We’re pretty sure everyone can understand why having all the safety gear legally required by the USCG is a must. The exact requirements you need to fulfill will vary depending on where you do your boating, and the size of your boat. Boats that head out into the ocean to go fishing for tuna, for example, have a different set of requirements than a kayak you launch in a peaceful pond. We look in detail at the different items your boat is likely to need in Boat Safety Gear You Need Aboard to Avoid a Ticket, but remember that the must-haves are only the very basic, legally-mandated items. As any experienced boater can attest, the more safety gear you carry, the better off you are.

For the full listing of all USCG rules and regs regarding recreational boats, see A Boater’s Guide to the Federal Requirements for Recreational Boats.

Additional Safety Gear Appropriate to the Type of Boating You Do


Let’s use the example of that boater who sets off in search of pelagic gamefish in the ocean, once again. There’s no rule or law that says he or she must have a VHF radio. But it would be foolhardy to leave sight of land without one. And if the boat is heading beyond VHF range it would be just as inappropriate to go out without some form of satellite messenger, EPIRB, PLB, or other emergency signaling device. Read Communications Choices: VHF Radios, Satellite Messengers, and Cell Phones, to learn more about your options when it comes to these devices.

Satellite messengers, like this SPOT, are small, inexpensive, and can send out an SOS from almost anywhere on Earth.


Legal Documentation for the Boat and Captain


The law requires you to have legal documentation in order, before launching your boat on the public waterways. That means a state registration (or less commonly USCG federal documentation) for the boat. If you’re not 100-percent sure you already have this taken care of, click through to Boat Registration in USA to get a full listing of state agencies and how to apply for registration. In most areas the captain or owner of the boat is also required to carry some form of photo ID. But that’s just the bare minimum. In many places, captains under a certain age who weren’t grandfathered in under state law will also be required to carry proof of completion of a safe boating course. If you’re fishing from a boat, you’ll also need to carry your fishing license. And in certain circumstances federal permits may also be required. Be sure to do your homework before leaving shore, and have all the necessary paperwork in order. Tip: put your paperwork in a watertight bag or compartment, especially on small, open boats.

A Basic First Aid Kit


You might guess that a first aid kit would fall under those required safety items we mentioned earlier, but it doesn’t. Still, the reasons for having one on your must-have checklist are obvious – out on the water, you don’t always have fast and easy access to help. In fact, we feel keeping a first aid kit aboard is so important, it ranks among the top three safety suggestions for all boaters.

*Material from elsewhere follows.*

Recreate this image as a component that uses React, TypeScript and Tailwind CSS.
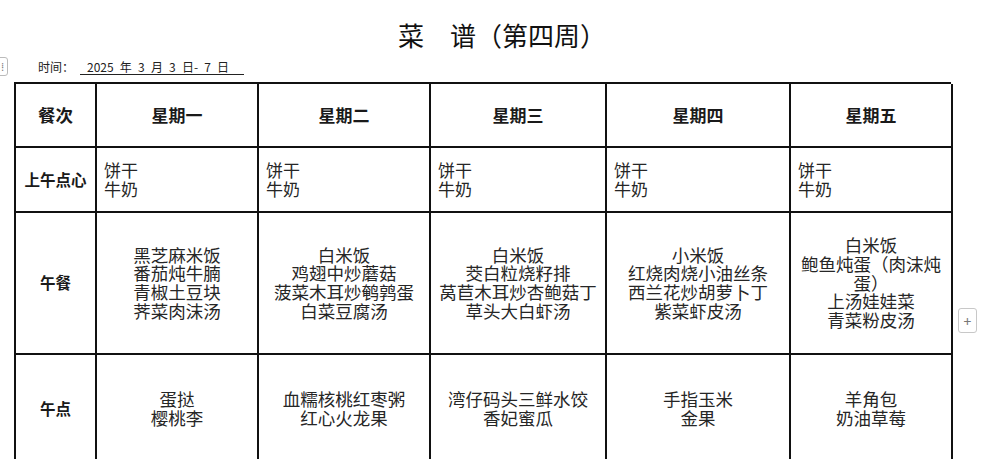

A first aid kit belongs aboard every boat – period.


Extra Food and Water


Again, the reason this is important is because you never know how long it may take to get assistance if there’s a problem out on the water. A simple day of cruising at the lake or meandering down the river can turn into an unexpected overnight camping trip, thanks to mechanical breakdown. Water is particularly important to keep on hand, since it’s easy to become dehydrated when you’re in the sun and out on the boat. Of course, the best way to avoid tapping into that emergency supply is to make it back home in the first place. Be sure to read Emergency Quick Fix: 10 Tricks That Will Get You Home, to minimize the chance of having one of those unexpected camping trips of your own.

An Anchor and Rode


Many people don’t think an anchor is a must-have, but they’re wrong. Anchors should be considered safety gear, because in some situations when you lose power, the wind drops, or a strong current takes control, setting an anchor can prevent you from drifting into dangerous waters. Added bonus: by always having an anchor and rode on the boat, by default you also always have some spare line aboard.

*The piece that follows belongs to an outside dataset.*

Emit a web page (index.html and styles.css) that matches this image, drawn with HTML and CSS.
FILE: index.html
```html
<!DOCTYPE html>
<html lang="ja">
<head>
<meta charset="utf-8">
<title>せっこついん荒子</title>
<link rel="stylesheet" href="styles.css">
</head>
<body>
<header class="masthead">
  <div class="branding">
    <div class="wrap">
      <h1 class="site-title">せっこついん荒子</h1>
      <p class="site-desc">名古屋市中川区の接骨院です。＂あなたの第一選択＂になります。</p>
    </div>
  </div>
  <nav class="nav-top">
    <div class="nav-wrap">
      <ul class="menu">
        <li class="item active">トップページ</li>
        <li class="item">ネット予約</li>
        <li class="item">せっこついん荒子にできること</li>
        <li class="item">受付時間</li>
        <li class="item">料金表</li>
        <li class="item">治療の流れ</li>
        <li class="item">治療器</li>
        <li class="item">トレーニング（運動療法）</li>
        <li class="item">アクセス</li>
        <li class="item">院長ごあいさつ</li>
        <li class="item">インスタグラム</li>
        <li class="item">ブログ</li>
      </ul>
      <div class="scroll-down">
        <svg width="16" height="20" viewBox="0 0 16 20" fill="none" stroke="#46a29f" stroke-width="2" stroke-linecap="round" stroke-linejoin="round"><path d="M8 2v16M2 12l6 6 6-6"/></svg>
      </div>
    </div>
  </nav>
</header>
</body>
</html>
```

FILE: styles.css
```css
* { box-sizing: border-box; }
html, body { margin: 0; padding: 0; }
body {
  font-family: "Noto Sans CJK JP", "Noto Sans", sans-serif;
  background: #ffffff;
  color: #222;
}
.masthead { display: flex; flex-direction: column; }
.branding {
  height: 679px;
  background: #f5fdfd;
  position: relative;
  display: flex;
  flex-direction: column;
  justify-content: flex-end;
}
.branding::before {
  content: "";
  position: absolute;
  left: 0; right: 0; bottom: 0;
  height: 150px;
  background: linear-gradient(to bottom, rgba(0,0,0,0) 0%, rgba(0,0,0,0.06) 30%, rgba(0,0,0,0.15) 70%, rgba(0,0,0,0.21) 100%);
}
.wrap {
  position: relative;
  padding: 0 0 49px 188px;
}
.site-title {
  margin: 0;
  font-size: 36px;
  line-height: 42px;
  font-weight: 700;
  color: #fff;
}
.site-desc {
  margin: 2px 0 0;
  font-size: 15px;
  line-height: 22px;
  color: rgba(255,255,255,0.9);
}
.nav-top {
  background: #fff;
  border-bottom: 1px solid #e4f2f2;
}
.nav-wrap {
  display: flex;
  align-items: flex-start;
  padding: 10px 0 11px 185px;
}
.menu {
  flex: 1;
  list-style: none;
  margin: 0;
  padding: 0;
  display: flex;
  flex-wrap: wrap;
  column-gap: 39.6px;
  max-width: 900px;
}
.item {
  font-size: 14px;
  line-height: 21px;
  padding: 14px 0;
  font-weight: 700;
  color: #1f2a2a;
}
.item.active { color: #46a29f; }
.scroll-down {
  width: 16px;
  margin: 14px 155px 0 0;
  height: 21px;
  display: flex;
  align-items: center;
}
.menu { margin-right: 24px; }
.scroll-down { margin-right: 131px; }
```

If you’re not sure of how to anchor your boat, be sure to watch Boating Tips: How to Anchor Your Boat. And if you don’t know which type of anchor to choose for your boat, check out our video How to Choose the Best Anchor.

Basic Tools (or at least a multitool)


Even if you’re not particularly handy, keeping some basic tools aboard your boat is a must. A pair of pliers, an adjustable wrench, and a screwdriver will be necessary for even the simplest of repairs. And being able to tighten that nut back up or loosen that screw up could make the difference between getting home on your own, or having to call for help. Even on very small, simple boats like skiffs and kayaks, you should still at least keep a multitool on hand.

A multitool isn’t as good as having a full tool kit on hand, but it can be used to save the day.


A Full Fuel Tank


We already mentioned that boaters running out of fuel is all too common and we don’t want to belabor the point. But it’s worth pointing out that it’s very easy to avoid this problem, but it can be very difficult to resolve once a lack of fuel becomes an issue. Unfortunately, the fuel gauges in many boats are rather unreliable. If yours leaves you guessing, you may want to consider installing a fuel flow meter so you can constantly keep an eye on your fuel consumption.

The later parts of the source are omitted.